**GIVEN INSTRUCTION**
From the entries below, gather every line containing the string "this".

**RECORD EXTRACTS**
--------------------

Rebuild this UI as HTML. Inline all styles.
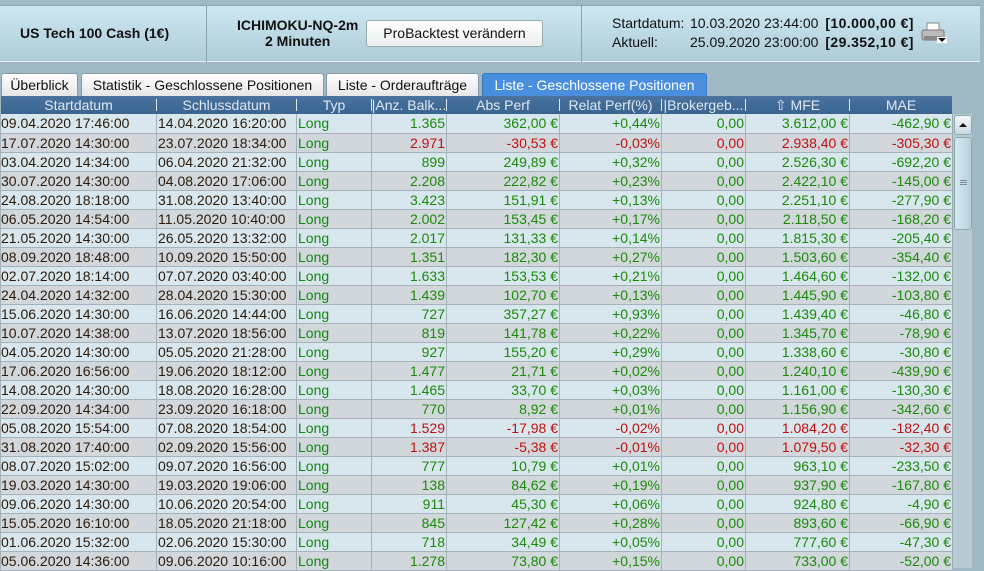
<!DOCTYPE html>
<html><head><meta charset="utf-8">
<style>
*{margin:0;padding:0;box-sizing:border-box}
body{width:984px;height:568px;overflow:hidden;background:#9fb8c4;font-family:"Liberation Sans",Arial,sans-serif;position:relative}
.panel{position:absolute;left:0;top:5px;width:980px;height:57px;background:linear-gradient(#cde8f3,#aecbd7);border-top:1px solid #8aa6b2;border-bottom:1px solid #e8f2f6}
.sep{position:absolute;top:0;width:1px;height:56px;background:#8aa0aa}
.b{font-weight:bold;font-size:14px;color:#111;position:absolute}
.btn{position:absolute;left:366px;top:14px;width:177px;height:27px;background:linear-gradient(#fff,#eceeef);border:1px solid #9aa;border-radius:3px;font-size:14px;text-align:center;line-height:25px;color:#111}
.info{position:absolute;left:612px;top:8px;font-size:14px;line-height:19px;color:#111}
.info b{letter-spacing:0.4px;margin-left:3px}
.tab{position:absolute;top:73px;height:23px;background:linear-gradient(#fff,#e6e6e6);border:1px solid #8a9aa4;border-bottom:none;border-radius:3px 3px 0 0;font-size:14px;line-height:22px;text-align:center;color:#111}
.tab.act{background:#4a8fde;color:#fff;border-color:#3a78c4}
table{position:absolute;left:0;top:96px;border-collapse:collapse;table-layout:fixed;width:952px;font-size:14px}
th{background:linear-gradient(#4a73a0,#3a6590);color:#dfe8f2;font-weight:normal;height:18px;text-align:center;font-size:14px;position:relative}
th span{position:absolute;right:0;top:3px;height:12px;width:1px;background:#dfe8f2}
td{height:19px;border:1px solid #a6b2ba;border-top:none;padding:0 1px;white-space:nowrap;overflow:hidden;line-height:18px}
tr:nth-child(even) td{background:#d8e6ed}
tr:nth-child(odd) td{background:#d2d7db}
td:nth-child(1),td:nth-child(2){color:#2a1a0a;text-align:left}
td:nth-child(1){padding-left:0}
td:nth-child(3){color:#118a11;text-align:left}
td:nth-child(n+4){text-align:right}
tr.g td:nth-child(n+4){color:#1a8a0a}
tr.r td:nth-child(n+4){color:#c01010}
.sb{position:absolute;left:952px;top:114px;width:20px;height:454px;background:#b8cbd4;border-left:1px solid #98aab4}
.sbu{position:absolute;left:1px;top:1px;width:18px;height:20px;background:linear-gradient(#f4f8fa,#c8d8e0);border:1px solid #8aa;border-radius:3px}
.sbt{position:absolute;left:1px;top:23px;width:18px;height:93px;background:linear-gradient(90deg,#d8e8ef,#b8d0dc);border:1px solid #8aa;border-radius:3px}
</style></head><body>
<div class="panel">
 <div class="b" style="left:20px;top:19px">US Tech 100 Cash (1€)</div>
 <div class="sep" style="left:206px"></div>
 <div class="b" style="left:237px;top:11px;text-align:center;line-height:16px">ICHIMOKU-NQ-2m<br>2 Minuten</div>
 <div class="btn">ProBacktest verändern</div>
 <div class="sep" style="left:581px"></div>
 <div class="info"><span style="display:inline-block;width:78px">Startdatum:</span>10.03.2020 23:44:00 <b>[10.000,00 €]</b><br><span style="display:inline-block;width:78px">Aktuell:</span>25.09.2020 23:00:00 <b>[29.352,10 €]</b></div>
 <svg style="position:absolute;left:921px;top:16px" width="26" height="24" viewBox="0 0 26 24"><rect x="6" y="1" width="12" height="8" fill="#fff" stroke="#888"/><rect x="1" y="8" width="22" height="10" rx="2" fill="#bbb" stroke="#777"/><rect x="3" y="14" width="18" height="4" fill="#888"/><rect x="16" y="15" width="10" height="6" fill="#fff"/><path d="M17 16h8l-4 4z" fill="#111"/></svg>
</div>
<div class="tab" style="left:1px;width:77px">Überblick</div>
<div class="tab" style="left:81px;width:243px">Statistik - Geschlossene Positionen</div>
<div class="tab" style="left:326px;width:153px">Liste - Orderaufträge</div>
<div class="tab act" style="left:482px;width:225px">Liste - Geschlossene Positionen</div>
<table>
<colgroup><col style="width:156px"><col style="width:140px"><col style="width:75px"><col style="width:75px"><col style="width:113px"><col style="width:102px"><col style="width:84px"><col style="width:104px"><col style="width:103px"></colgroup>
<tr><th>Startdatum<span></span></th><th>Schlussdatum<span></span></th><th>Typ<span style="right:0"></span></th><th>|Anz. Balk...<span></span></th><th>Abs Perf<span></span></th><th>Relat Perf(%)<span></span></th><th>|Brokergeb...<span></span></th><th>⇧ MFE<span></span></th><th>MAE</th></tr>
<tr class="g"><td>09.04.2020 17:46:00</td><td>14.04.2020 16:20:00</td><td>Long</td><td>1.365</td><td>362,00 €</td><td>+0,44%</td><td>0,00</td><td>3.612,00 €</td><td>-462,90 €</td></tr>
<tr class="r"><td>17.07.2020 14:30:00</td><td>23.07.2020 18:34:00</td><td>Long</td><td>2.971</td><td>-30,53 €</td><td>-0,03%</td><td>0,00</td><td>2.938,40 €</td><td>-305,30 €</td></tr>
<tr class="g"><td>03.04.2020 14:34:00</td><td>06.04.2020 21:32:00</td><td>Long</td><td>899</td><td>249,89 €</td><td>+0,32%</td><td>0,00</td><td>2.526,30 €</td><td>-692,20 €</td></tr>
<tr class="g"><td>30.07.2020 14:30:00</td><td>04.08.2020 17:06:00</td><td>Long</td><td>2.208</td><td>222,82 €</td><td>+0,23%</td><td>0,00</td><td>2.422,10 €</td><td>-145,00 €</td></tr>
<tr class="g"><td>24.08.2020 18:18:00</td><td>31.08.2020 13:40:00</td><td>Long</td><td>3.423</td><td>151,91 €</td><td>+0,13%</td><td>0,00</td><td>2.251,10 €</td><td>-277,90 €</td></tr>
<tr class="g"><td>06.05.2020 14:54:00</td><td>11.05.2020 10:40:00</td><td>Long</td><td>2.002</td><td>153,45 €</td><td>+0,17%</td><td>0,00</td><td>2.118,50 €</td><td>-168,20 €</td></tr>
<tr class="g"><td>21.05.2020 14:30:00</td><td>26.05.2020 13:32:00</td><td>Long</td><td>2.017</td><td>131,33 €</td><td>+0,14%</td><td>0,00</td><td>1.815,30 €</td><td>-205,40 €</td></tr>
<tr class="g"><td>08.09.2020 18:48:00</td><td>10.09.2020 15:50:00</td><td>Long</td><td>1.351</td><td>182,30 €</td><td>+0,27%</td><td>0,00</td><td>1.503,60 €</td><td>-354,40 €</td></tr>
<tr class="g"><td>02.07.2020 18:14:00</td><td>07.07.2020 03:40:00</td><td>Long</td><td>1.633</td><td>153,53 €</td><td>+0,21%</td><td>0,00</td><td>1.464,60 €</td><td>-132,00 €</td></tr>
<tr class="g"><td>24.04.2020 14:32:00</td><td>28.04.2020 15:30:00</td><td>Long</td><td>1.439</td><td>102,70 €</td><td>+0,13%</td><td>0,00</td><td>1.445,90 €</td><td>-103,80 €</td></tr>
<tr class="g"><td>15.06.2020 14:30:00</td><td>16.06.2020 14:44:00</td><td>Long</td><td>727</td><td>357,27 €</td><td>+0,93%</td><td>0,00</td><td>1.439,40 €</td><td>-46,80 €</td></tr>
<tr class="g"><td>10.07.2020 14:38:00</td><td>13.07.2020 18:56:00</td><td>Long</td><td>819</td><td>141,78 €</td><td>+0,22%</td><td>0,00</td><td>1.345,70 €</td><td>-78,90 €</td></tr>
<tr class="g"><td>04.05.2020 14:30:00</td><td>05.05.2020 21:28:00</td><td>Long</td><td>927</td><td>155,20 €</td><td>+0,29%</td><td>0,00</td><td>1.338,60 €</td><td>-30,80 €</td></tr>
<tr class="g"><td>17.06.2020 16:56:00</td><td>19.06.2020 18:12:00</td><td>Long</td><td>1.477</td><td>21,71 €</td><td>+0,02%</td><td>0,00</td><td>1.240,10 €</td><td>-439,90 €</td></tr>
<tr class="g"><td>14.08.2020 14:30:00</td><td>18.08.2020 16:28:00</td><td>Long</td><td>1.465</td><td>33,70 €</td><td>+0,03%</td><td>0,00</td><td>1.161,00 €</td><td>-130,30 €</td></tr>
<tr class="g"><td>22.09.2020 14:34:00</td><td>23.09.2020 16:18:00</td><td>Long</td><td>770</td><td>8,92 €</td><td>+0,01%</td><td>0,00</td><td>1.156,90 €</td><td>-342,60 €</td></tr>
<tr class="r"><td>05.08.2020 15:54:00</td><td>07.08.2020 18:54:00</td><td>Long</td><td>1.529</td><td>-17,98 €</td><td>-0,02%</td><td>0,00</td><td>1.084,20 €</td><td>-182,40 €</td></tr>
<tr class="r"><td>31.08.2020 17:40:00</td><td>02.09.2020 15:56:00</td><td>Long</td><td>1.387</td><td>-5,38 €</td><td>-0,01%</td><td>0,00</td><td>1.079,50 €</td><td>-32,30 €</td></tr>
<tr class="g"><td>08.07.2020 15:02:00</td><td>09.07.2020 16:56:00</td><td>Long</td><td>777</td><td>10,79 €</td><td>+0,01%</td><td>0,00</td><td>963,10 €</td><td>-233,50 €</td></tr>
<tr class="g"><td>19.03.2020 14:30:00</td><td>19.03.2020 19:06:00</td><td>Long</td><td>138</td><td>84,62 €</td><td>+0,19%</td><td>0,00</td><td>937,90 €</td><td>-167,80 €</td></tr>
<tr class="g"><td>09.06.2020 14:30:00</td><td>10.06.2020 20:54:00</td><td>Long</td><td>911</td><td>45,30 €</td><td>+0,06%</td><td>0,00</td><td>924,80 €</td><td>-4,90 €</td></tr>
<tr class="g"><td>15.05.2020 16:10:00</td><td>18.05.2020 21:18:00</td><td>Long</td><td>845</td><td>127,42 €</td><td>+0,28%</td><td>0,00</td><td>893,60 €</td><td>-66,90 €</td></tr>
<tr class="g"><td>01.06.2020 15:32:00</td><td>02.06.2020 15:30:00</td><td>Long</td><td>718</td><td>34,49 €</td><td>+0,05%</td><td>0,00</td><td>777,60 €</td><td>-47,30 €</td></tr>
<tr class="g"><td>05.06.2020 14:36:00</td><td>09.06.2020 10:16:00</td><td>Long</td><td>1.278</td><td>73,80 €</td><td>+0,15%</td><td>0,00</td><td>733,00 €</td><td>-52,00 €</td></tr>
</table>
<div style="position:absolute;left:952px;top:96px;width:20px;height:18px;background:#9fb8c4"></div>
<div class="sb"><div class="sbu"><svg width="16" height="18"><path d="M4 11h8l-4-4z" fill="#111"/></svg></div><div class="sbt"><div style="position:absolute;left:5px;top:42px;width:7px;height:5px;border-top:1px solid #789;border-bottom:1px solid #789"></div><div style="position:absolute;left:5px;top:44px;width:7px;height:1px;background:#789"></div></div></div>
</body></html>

--------------------

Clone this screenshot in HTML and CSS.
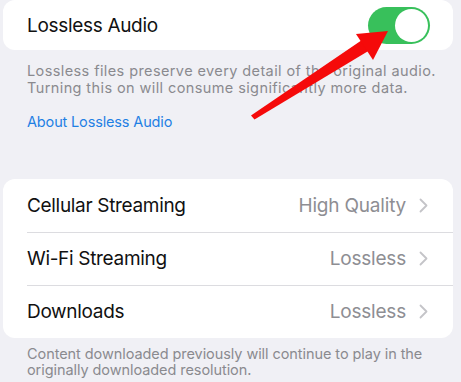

--------------------

**TASK RESULT**
Rebuild this UI as HTML. Inline all styles.
Clone this screenshot in HTML and CSS.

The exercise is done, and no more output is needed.